Author: ZmnSCPxj 2017-09-26 07:50:42
Published on: 2017-09-26T07:50:42+00:00
Patrick Sharp, a recent computer science graduate, posted an idea on bitcoin-dev mailing list proposing trimming and demurrage. He acknowledged that demurrage is a prohibited change, but argued that without some sort of limit on the maximum length or size of the blockchain, it is unsustainable in the long run and becomes more centralized as it becomes more unwieldy. Trimming old blocks whose transactions are now spent holds no real value and meaningful trimming is expensive and inhibited by unspent transactions. Old unspent transactions add unnecessary and unfair burden. Patrick proposed that the blockchain length be limited to either 2^18 blocks (slightly less than 5 years) or 2^19 blocks, slightly less than 10 years. Each time a block is mined, the oldest block(s) beyond this limit is trimmed from the chain and its unspent transactions are allowed to be included in the reward of the mined block. ZmnSCPxj responded to Patrick's post, saying that demurrage is simply impossible and already implemented OP_CHECKLOCKTIMEVERIFY in Bitcoin. The opcode requires that a certain block height or date has passed before the output can be spent.

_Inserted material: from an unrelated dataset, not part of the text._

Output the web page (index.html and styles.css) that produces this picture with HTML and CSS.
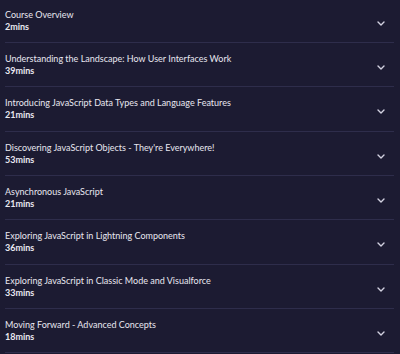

It can be used to make an "in trust for" address, where you disallow spending of that address. ZmnSCPxj said that it would be better to put such additional features as demurrage in a sidechain rather than on mainchain. In response to Patrick's side question, he suggested searching for "Rolling UTXO Set Commitments" by Pieter Wuille for storing the hash of the current or previous UTXOs in the block header so that pruned nodes can verify their UTXOs are accurate without having to check the full chain.